Тем временем Туркевич и Копейка в шестом лагере готовились к штурму. Они были в хорошей форме и рассчитывали достичь вершины. В течение дня они регулярно выходили на связь с базовым лагерем и знали о попытке Бершова и Каратаева, но так как рация штурмовой двойки была выключена, никто не мог получить информацию, удалось ли восхождение. Туркевич и Копейка держали рацию в режиме приема и на следующее утро из обрывков разговоров узнали, что штурмовая двойка побывала на вершине и что потребуется помощь. Не проронив ни слова, Туркевич и Копейка принялись перепаковывать рюкзаки. Они понимали, что с учетом предстоящей спасательной операции их шансы дойти до вершины минимальны. Приоритет – помощь товарищам, и они взяли все, что могло пригодиться: кислород, горелку, топливо, еду, лекарства.

Они испытывали смешанные чувства, ведь экспедиция удалась, хотя им вершины не видать.
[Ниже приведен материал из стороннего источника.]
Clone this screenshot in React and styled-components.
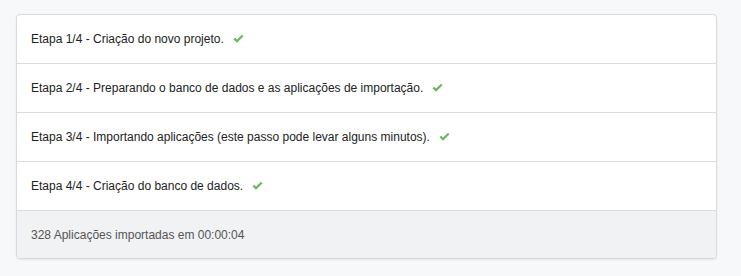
import React from 'react';
import { styled, createGlobalStyle } from 'styled-components';

const Global = createGlobalStyle`
	html, body {
		margin: 0;
		background: #f7f8fa;
		font-family: "Liberation Sans", Arial, sans-serif;
	}
`;

const Page = styled.div`
	padding: 14px 24px 18px 16px;
`;

const Panel = styled.ul`
	list-style: none;
	margin: 0;
	padding: 0;
	background: #fff;
	border: 1px solid #d9dadc;
	border-radius: 4px;
	box-shadow: 0 1px 2px rgba(0, 0, 0, 0.08);
	overflow: hidden;
`;

const Step = styled.li`
	display: flex;
	align-items: center;
	gap: 9px;
	height: 48px;
	padding: 0 14px;
	font-size: 12px;
	color: #222;
	border-bottom: 1px solid #dcdcdc;
`;

const Footer = styled.li`
	display: flex;
	align-items: center;
	height: 47px;
	padding: 0 14px;
	font-size: 12px;
	color: #555;
	background: #f1f2f4;
`;

const Check = () => (
	<svg width="11" height="10" viewBox="0 0 12 10">
		<path d="M0.5 5.2 L2.3 3.5 L4.4 5.6 L9.8 0.4 L11.5 2.1 L4.4 9.1 Z" fill="#6abb5d" />
	</svg>
);

const steps = [
	'Etapa 1/4 - Criação do novo projeto.',
	'Etapa 2/4 - Preparando o banco de dados e as aplicações de importação.',
	'Etapa 3/4 - Importando aplicações (este passo pode levar alguns minutos).',
	'Etapa 4/4 - Criação do banco de dados.',
];

const App = () => {
	return (
		<Page>
			<Global />
			<Panel>
				{steps.map((s) => (
					<Step key={s}>
						<span>{s}</span>
						<Check />
					</Step>
				))}
				<Footer>328 Aplicações importadas em 00:00:04</Footer>
			</Panel>
		</Page>
	);
};

export default App;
Туркевич и Копейка поднялись по уже знакомой части маршрута и к часу дня оказались у нижней ледовой пещеры. Дальше шел сложный скальный участок с провешенными перилами. Отдыхая перед началом подъема, они услышали крик Бершова, сказавшего им, чтобы ждали внизу. Бершов спустился и объяснил, что у Каратаева тяжелые обморожения. Он спросил Туркевича и Копейку, пойдут ли они на вершину, но Туркевич, не задумываясь, с горечью ответил: «Какая, к черту, вершина?»
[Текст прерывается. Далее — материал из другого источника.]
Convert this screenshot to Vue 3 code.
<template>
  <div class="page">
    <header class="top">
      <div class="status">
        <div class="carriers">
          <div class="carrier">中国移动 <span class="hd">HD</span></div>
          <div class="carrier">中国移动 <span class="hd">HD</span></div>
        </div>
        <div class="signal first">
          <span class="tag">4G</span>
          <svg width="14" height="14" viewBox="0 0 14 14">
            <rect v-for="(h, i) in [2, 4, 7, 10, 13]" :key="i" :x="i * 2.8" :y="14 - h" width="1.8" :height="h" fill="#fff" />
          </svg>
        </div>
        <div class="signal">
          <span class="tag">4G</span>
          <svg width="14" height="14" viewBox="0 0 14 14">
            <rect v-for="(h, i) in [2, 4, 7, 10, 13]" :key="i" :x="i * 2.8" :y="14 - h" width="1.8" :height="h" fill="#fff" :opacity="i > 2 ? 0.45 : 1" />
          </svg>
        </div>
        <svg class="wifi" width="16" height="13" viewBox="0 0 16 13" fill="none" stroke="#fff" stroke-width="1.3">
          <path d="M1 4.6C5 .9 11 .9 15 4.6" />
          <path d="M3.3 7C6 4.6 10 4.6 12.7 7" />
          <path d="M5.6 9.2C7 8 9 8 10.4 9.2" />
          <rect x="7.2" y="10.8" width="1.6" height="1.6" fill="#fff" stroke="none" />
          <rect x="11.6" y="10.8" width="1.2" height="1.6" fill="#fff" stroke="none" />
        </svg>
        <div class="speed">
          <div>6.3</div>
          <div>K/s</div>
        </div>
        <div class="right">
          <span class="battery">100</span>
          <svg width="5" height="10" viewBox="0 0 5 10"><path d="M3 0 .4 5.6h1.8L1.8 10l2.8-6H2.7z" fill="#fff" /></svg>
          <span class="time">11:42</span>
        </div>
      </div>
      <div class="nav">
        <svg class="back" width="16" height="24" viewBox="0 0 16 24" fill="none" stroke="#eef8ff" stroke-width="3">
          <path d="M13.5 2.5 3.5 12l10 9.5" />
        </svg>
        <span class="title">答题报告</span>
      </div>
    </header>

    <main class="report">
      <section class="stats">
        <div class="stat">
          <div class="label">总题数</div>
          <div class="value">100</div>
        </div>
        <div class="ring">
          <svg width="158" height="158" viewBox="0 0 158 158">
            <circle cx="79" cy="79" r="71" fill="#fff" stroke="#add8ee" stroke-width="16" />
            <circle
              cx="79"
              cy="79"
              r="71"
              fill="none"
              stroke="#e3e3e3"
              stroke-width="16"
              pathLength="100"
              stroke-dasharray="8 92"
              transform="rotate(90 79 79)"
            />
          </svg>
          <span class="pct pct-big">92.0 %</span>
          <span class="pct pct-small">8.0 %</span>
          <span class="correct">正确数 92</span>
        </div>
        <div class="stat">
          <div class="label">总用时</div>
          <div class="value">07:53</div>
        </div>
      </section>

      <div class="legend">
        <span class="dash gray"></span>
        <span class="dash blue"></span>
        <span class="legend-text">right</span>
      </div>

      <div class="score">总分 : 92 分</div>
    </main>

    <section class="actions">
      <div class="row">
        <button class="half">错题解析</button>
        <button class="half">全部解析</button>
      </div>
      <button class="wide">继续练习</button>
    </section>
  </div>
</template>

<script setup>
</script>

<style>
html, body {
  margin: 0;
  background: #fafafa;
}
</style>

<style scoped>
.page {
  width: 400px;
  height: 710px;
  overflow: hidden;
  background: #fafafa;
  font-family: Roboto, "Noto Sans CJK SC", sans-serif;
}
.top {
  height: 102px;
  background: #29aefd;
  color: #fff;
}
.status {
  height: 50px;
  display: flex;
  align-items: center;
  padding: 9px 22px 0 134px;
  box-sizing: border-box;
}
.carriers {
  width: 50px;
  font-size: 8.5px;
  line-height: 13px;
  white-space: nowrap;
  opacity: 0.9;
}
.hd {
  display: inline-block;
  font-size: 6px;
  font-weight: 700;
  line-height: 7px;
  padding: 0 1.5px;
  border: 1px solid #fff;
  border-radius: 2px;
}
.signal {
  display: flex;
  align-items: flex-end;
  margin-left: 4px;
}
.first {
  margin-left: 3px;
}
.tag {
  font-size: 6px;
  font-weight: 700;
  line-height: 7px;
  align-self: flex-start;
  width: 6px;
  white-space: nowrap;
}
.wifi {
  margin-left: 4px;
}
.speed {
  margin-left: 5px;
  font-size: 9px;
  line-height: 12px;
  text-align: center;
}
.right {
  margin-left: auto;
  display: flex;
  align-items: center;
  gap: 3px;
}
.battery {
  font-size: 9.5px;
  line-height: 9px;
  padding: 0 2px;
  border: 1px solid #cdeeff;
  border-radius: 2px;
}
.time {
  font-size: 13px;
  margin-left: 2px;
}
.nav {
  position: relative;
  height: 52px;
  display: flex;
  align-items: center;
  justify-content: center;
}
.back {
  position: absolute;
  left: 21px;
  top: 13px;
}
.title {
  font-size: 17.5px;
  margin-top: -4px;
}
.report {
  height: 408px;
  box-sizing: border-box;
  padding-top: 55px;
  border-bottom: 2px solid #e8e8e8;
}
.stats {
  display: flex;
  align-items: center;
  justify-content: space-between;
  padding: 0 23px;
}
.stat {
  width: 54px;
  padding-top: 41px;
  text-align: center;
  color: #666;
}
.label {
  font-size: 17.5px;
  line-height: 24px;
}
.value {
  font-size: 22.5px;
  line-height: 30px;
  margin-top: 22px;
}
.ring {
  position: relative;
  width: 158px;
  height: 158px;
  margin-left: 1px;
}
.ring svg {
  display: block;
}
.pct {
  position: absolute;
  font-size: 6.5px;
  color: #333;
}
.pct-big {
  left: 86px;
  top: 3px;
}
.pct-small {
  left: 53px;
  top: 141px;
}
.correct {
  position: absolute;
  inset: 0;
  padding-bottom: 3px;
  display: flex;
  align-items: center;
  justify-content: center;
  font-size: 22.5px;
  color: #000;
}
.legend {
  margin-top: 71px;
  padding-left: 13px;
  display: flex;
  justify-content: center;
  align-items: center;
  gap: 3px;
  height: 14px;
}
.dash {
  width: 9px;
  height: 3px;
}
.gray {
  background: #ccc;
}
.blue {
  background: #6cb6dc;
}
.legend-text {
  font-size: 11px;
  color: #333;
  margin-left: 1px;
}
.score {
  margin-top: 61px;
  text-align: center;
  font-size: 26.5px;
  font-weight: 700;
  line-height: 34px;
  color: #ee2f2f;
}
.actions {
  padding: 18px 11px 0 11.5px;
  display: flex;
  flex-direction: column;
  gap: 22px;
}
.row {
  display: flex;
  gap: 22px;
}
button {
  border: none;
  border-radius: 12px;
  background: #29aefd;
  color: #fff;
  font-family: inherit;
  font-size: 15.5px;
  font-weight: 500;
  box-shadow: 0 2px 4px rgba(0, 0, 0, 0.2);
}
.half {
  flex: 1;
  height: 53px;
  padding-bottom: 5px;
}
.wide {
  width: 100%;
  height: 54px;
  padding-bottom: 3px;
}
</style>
Экспедиция на Южную стену была детищем Бершова и Туркевича, и они сделали все, чтобы она состоялась. Туркевичу пришлось отказаться от заветной мечты, хотя он подошел к ней так близко и штурм вершины был вполне по силам ему и Копейке. Каратаев позже отмечал: чувство товарищества, национальной гордости и командного духа, привитое советским альпинистам, заставляло их жертвовать личным успехом, чтобы спасти товарища, а западные альпинисты поступали так далеко не всегда.

И все же большинство профессиональных восходителей Запада в сходных обстоятельствах поступили бы так же, как Копейка и Туркевич, и есть примеры подлинного героизма, когда в беде на помощь порой приходили совершенно незнакомые люди. Но, к сожалению, с развитием коммерческого альпинизма все больше случаев, особенно на Эвересте, когда стремление к вершине ставится превыше всего.

В тот день Бершову и Каратаеву удалось спуститься всего на сто шестьдесят метров. Иногда Каратаев просто сидел на снегу, глядя на окружающую красоту, и размышлял, сколько еще придется вынести, чтобы спуститься в базовый лагерь. Помочь ему на крутом скальном участке было невозможно, поэтому приходилось ждать, пока он справится с веревкой и спусковым устройством обмороженными руками. Когда штурмовая двойка встретила Туркевича, тот обнял Каратаева и сказал, что все будет хорошо и что до снежной пещеры, где ждет Копейка, совсем недалеко.

До пещеры добрались около пяти вечера, и Туркевич с Копейкой сразу взялись за дело. Бершову дали кислород, это сразу значительно улучшило его самочувствие, и позднее он смог идти вниз без посторонней помощи, но Каратаев был в гораздо худшем состоянии. Быстро спускаться он не мог, и так вышло, что четверо альпинистов оказались вынуждены провести еще одну ночь в снежной пещере на высоте 8200 метров. Туркевич, Бершов и Копейка стали расширять пещеру, чтобы всем хватило места, ночевка получилась холодной. У них была горелка, кислород и еда, но погода ухудшилась, задул сильный ветер. Каратаев сидел в полузабытьи, опираясь на плечо Копейки, остальные обсуждали, как спускаться на следующий день. Каратаев чувствовал себя сторонним наблюдателем. В голове крутился вопрос: как он спустится в таком состоянии? Они с Бершовым находились на высоте восьми километров почти уже неделю, и с каждым часом силы убывали. Каратаев понимал, что шансы выжить полностью зависят от его товарищей по команде. Он решил не сдаваться и стремиться к цели до последнего вздоха, как бы больно ни было.